Question

How do you foil $ {\left( {x + 3} \right)^2} $ ?

Answer 1

Hint: In this question we need to solve the expression $ {\left( {x + 3} \right)^2} $ using the FOIL method. Thus, we know that letters in FOIL stand for First, Outer, Inner, Last. First means multiply the terms which occur first in each binomial, Outer means multiply the outermost terms in the product, Inner means multiply the innermost terms, and Last means multiply the terms which occur last in each binomial. By using this method we will solve the given expression and evaluate it to determine the required solution.

Complete step-by-step answer:
First let us rewrite the expression as $ \left( {x + 3} \right)\left( {x + 3} \right) $ .
Now, let us solve the expression using FOIL’s method. The letters in FOIL stands for First, Outer, Inner, Last.
First means multiply the terms which occur first in each binomial,
 $ x \times x = {x^2} $
Outer means multiply the outermost terms in the product,
 $ x \times 3 = 3x $
Inner means multiply the innermost terms,
 $ x \times 3 = 3x $
Last means multiply the terms which occur last in each binomial,
 $ 3 \times 3 = 9 $
Therefore, we have,
 $ \left( {x + 3} \right)\left( {x + 3} \right) = {x^2} + 3x + 3x + 9 $
Hence, $ {\left( {x + 3} \right)^2} = {x^2} + 6x + 9 $
So, the correct answer is “ $ {x^2} + 6x + 9 $ ”.
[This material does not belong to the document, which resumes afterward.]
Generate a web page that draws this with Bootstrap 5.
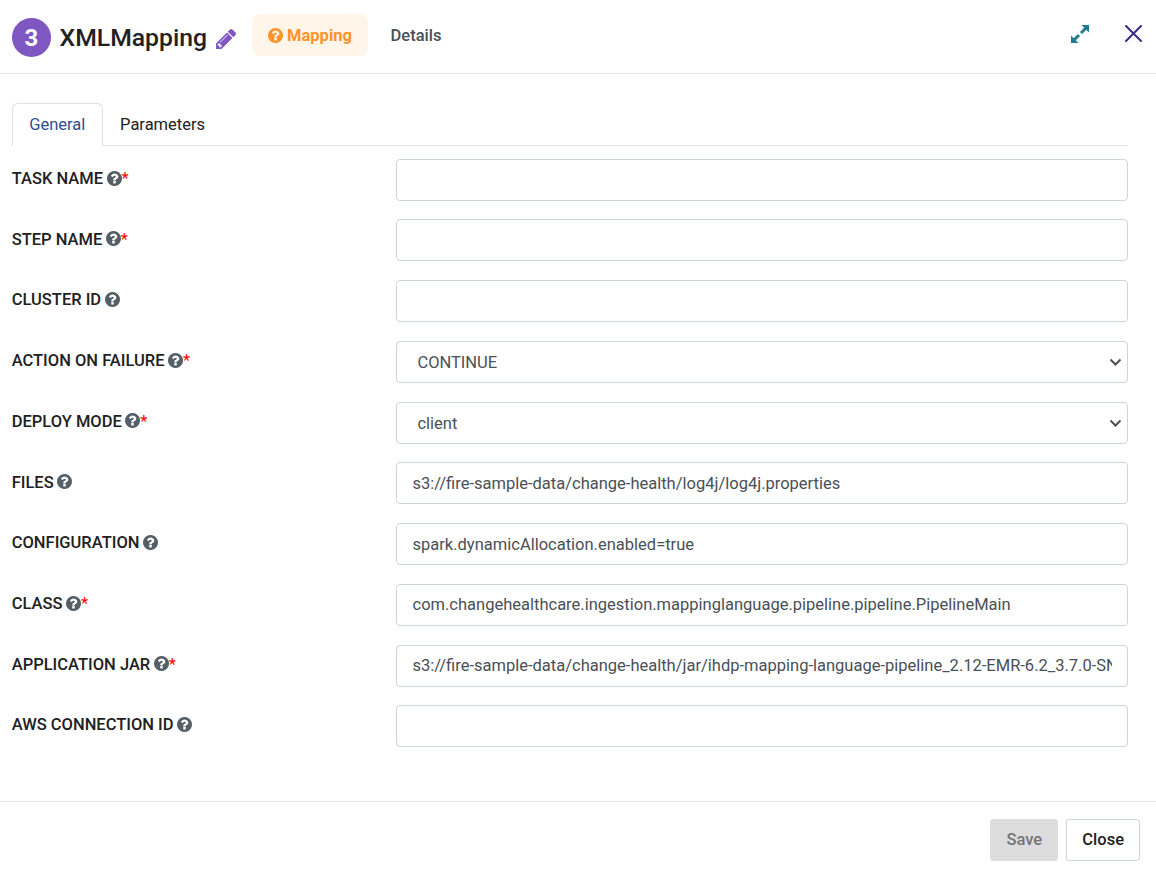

Note: We know that the distributive property is the ability of one operation to distribute over another operation contained inside a set of parenthesis. Most commonly, this refers to the property of multiplication distributive over addition or subtraction, such that $ a\left( {b + c} \right) = ab + ac $ . When we say that multiplication distributes over addition, it means we can distribute the multiplicative factor outside the set of parentheses to each item inside, and then add the results.
If the expression is in the form $ a\left( {b + c} \right) = ab + ac $ then, we can use the distributive property but here the expression is in the form $ \left( {x + 3} \right)\left( {x + 3} \right) $ , in such cases we will use the FOIL method. FOIL method is a technique for distributing two binomials.